The same issue on relations between the regional and central govenrment was again raised by MinDA and the Southern Philippine Development Authority (SPDA). 

MinDA is a government agency in charge of coordinating efforts towards economic development in the entire Mindanao. Antonino said the BBL must clarify the role that MinDA will play when the Bangsamoro, which is designed to be more fiscally and politically autonomous, is created. 

Meanwhile, Datu Reza Sinsuat said that while the SPDA supports provisions on the law allowing the Bangsamoro to create government operated and owned corporations in its territory, it is concerned about the bill’s “silence” on the entities’ relation to the Bangsamoro government vis a vis the government commission for GOCCs. 

The SPDA is one of the GOCCs that President Benigno Aquino III recently approved to be abolished. 

During the first BBL briefing at the Senate, Senator Ferdinand “Bongbong” Marcos Jr, chairman of the Senate committee on local government, also questioned how a proposed body that will serve as a forum between the Bangsamoro Parliament and the Philippine Congress would function.  

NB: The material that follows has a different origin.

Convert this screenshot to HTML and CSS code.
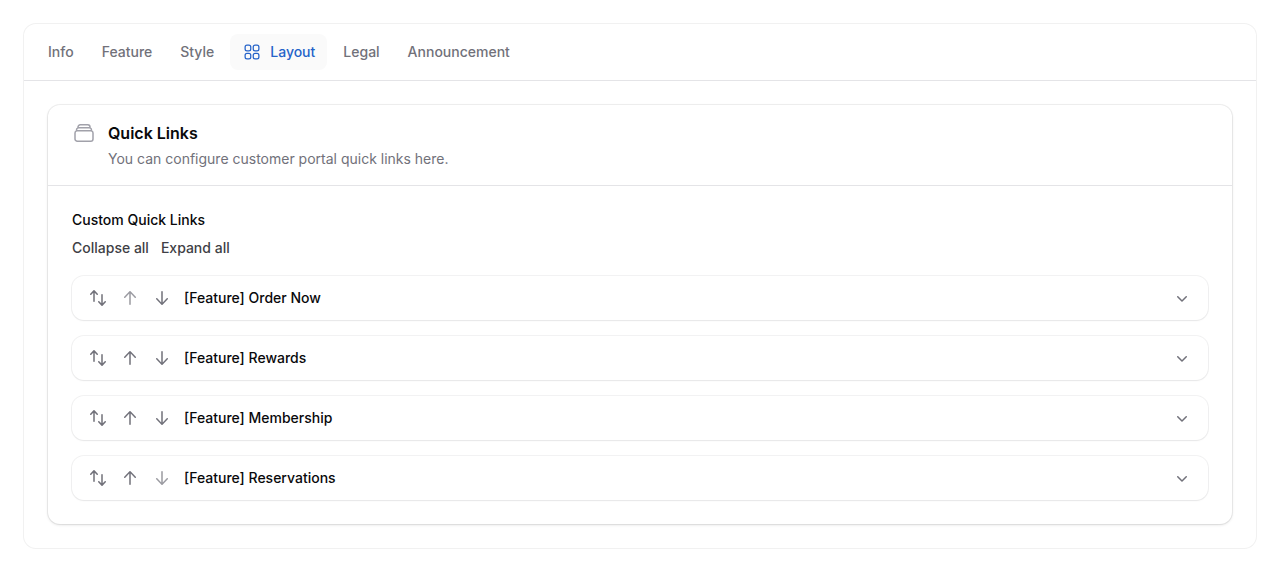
FILE: index.html
```html
<!DOCTYPE html>
<html lang="en">

<head>
  <meta charset="UTF-8">
  <meta name="viewport" content="width=device-width, initial-scale=1.0">
  <title>Layout</title>
  <link rel="stylesheet" href="styles.css">
</head>

<body>
  <!-- shared icons -->
  <svg class="sprite" aria-hidden="true">
    <symbol id="icon-sort" viewBox="0 0 20 20">
      <path fill-rule="evenodd" d="M2.24 6.8a.75.75 0 0 0 1.06-.04l1.95-2.1v8.59a.75.75 0 0 0 1.5 0V4.66l1.95 2.1a.75.75 0 1 0 1.1-1.02l-3.25-3.5a.75.75 0 0 0-1.1 0L2.2 5.74a.75.75 0 0 0 .04 1.06Zm8 6.4a.75.75 0 0 0-.04 1.06l3.25 3.5a.75.75 0 0 0 1.1 0l3.25-3.5a.75.75 0 1 0-1.1-1.02l-1.95 2.1V6.75a.75.75 0 0 0-1.5 0v8.59l-1.95-2.1a.75.75 0 0 0-1.06-.04Z" />
    </symbol>
    <symbol id="icon-up" viewBox="0 0 20 20">
      <path fill-rule="evenodd" d="M10 17a.75.75 0 0 1-.75-.75V5.612L5.29 9.77a.75.75 0 0 1-1.08-1.04l5.25-5.5a.75.75 0 0 1 1.08 0l5.25 5.5a.75.75 0 1 1-1.08 1.04l-3.96-4.158V16.25A.75.75 0 0 1 10 17Z" />
    </symbol>
    <symbol id="icon-down" viewBox="0 0 20 20">
      <path fill-rule="evenodd" d="M10 3a.75.75 0 0 1 .75.75v10.638l3.96-4.158a.75.75 0 1 1 1.08 1.04l-5.25 5.5a.75.75 0 0 1-1.08 0l-5.25-5.5a.75.75 0 1 1 1.08-1.04l3.96 4.158V3.75A.75.75 0 0 1 10 3Z" />
    </symbol>
    <symbol id="icon-chevron" viewBox="0 0 20 20">
      <path fill-rule="evenodd" d="M5.22 8.22a.75.75 0 0 1 1.06 0L10 11.94l3.72-3.72a.75.75 0 1 1 1.06 1.06l-4.25 4.25a.75.75 0 0 1-1.06 0L5.22 9.28a.75.75 0 0 1 0-1.06Z" />
    </symbol>
  </svg>

  <main class="tabs">
    <nav class="tab-list">
      <button type="button" class="tab">Info</button>
      <button type="button" class="tab">Feature</button>
      <button type="button" class="tab">Style</button>
      <button type="button" class="tab active">
        <svg class="icon outline" viewBox="0 0 24 24">
          <path d="M3.75 6A2.25 2.25 0 0 1 6 3.75h2.25A2.25 2.25 0 0 1 10.5 6v2.25a2.25 2.25 0 0 1-2.25 2.25H6a2.25 2.25 0 0 1-2.25-2.25V6ZM3.75 15.75A2.25 2.25 0 0 1 6 13.5h2.25a2.25 2.25 0 0 1 2.25 2.25V18a2.25 2.25 0 0 1-2.25 2.25H6A2.25 2.25 0 0 1 3.75 18v-2.25ZM13.5 6a2.25 2.25 0 0 1 2.25-2.25H18A2.25 2.25 0 0 1 20.25 6v2.25A2.25 2.25 0 0 1 18 10.5h-2.25a2.25 2.25 0 0 1-2.25-2.25V6ZM13.5 15.75a2.25 2.25 0 0 1 2.25-2.25H18a2.25 2.25 0 0 1 2.25 2.25V18A2.25 2.25 0 0 1 18 20.25h-2.25A2.25 2.25 0 0 1 13.5 18v-2.25Z" />
        </svg>
        Layout
      </button>
      <button type="button" class="tab">Legal</button>
      <button type="button" class="tab">Announcement</button>
    </nav>

    <div class="tab-panel">
      <section class="section">
        <header class="section-header">
          <svg class="section-icon outline" viewBox="0 0 24 24">
            <path d="M6 6.878V6a2.25 2.25 0 0 1 2.25-2.25h7.5A2.25 2.25 0 0 1 18 6v.878m-12 0c.235-.083.487-.128.75-.128h10.5c.263 0 .515.045.75.128m-12 0A2.25 2.25 0 0 0 4.5 9v.878m13.5-3A2.25 2.25 0 0 1 19.5 9v.878m0 0a2.246 2.246 0 0 0-.75-.128H5.25c-.263 0-.515.045-.75.128m15 0A2.25 2.25 0 0 1 21 12v6a2.25 2.25 0 0 1-2.25 2.25H5.25A2.25 2.25 0 0 1 3 18v-6c0-.98.626-1.813 1.5-2.122" />
          </svg>
          <div class="section-heading">
            <h1>Quick Links</h1>
            <p>You can configure customer portal quick links here.</p>
          </div>
        </header>

        <div class="section-content">
          <h2>Custom Quick Links</h2>
          <div class="list-actions">
            <button type="button" class="link-btn">Collapse all</button>
            <button type="button" class="link-btn">Expand all</button>
          </div>

          <ul class="items">
            <li class="item">
              <button type="button" class="icon-btn" aria-label="Move"><svg class="icon"><use href="#icon-sort" /></svg></button>
              <button type="button" class="icon-btn" aria-label="Move up" disabled><svg class="icon"><use href="#icon-up" /></svg></button>
              <button type="button" class="icon-btn" aria-label="Move down"><svg class="icon"><use href="#icon-down" /></svg></button>
              <h3>[Feature] Order Now</h3>
              <button type="button" class="icon-btn" aria-label="Expand"><svg class="icon"><use href="#icon-chevron" /></svg></button>
            </li>
            <li class="item">
              <button type="button" class="icon-btn" aria-label="Move"><svg class="icon"><use href="#icon-sort" /></svg></button>
              <button type="button" class="icon-btn" aria-label="Move up"><svg class="icon"><use href="#icon-up" /></svg></button>
              <button type="button" class="icon-btn" aria-label="Move down"><svg class="icon"><use href="#icon-down" /></svg></button>
              <h3>[Feature] Rewards</h3>
              <button type="button" class="icon-btn" aria-label="Expand"><svg class="icon"><use href="#icon-chevron" /></svg></button>
            </li>
            <li class="item">
              <button type="button" class="icon-btn" aria-label="Move"><svg class="icon"><use href="#icon-sort" /></svg></button>
              <button type="button" class="icon-btn" aria-label="Move up"><svg class="icon"><use href="#icon-up" /></svg></button>
              <button type="button" class="icon-btn" aria-label="Move down"><svg class="icon"><use href="#icon-down" /></svg></button>
              <h3>[Feature] Membership</h3>
              <button type="button" class="icon-btn" aria-label="Expand"><svg class="icon"><use href="#icon-chevron" /></svg></button>
            </li>
            <li class="item">
              <button type="button" class="icon-btn" aria-label="Move"><svg class="icon"><use href="#icon-sort" /></svg></button>
              <button type="button" class="icon-btn" aria-label="Move up"><svg class="icon"><use href="#icon-up" /></svg></button>
              <button type="button" class="icon-btn" aria-label="Move down" disabled><svg class="icon"><use href="#icon-down" /></svg></button>
              <h3>[Feature] Reservations</h3>
              <button type="button" class="icon-btn" aria-label="Expand"><svg class="icon"><use href="#icon-chevron" /></svg></button>
            </li>
          </ul>
        </div>
      </section>
    </div>
  </main>
</body>

</html>
```

FILE: styles.css
```css
* {
  box-sizing: border-box;
  margin: 0;
  padding: 0;
}

body {
  font-family: Inter, sans-serif;
  font-size: 14px;
  line-height: 20px;
  color: #09090b;
  background-color: #fff;
  padding: 24px;
}

button {
  font: inherit;
  color: inherit;
  background: none;
  border: none;
  cursor: pointer;
}

.sprite {
  display: none;
}

.icon {
  display: block;
  width: 20px;
  height: 20px;
  fill: currentColor;
}

.outline {
  fill: none;
  stroke: currentColor;
  stroke-width: 1.5;
  stroke-linecap: round;
  stroke-linejoin: round;
}

.tabs {
  border-radius: 12px;
  box-shadow: 0 0 0 1px rgba(9, 9, 11, 0.06);
}

.tab-list {
  display: flex;
  gap: 4px;
  padding: 10px 12px;
  border-bottom: 1px solid #e4e4e7;
}

.tab {
  display: flex;
  align-items: center;
  gap: 8px;
  padding: 8px 12px;
  border-radius: 8px;
  font-weight: 500;
  color: #71717a;
}

.tab:hover,
.tab.active {
  background-color: #fafafa;
}

.tab.active {
  color: #2563c9;
}

.tab-panel {
  padding: 24px;
}

.section,
.item {
  background-color: #fff;
  border-radius: 12px;
  box-shadow: 0 0 0 1px rgba(9, 9, 11, 0.05), 0 1px 2px rgba(0, 0, 0, 0.05);
}

.section {
  box-shadow: 0 0 0 1px rgba(9, 9, 11, 0.06), 0 1px 3px rgba(0, 0, 0, 0.12);
}

.section-header {
  display: flex;
  gap: 12px;
  padding: 16px 24px;
}

.section-icon {
  width: 24px;
  height: 24px;
  color: #a1a1aa;
}

.section-heading {
  display: grid;
  gap: 4px;
}

.section-heading h1 {
  font-size: 16px;
  line-height: 24px;
  font-weight: 600;
}

.section-heading p {
  color: #71717a;
}

.section-content {
  padding: 24px;
  border-top: 1px solid #e4e4e7;
}

.section-content h2,
.item h3 {
  font-size: 14px;
  font-weight: 500;
}

.list-actions {
  display: flex;
  gap: 12px;
  margin: 8px 0 18px;
}

.link-btn {
  font-weight: 500;
  color: #3f3f46;
}

.link-btn:hover {
  text-decoration: underline;
}

.items {
  display: grid;
  gap: 16px;
  list-style: none;
}

.item {
  display: flex;
  align-items: center;
  gap: 12px;
  padding: 12px 16px;
}

.item h3 {
  flex: 1;
}

.icon-btn {
  color: #71717a;
}

.icon-btn:disabled {
  opacity: 0.7;
  cursor: default;
}
```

Marcos had earlier said the issue on how power will be shared between the central government and the Bangsamoro government is the “single biggest subject” that needs to be deliberated on about the proposed law. 


Despite concerns about gray areas in the proposed law, Mindanao Business Council president Vicente Lao on Wednesday issued an appeal to lawmakers. 

“I know it’s scary that the BBL is now on the table but we should take a risk,” Lao said. “The basic concept of the law is still good. For business to thrive, we will need a very business friendly environment. A bad peace is still better than a good war.”

The National Economic Development Authority said the war in Mindanao has cost P8.2 billion a year ($183.32 million) during periods of intense conflict (1970 to 1982 and 1997 to 2001) and P5.7 billion ($127.43 million) annualy in other periods. 

The decades-old armed conflict has claimed the lives of over 120,000 people, according to military estimates.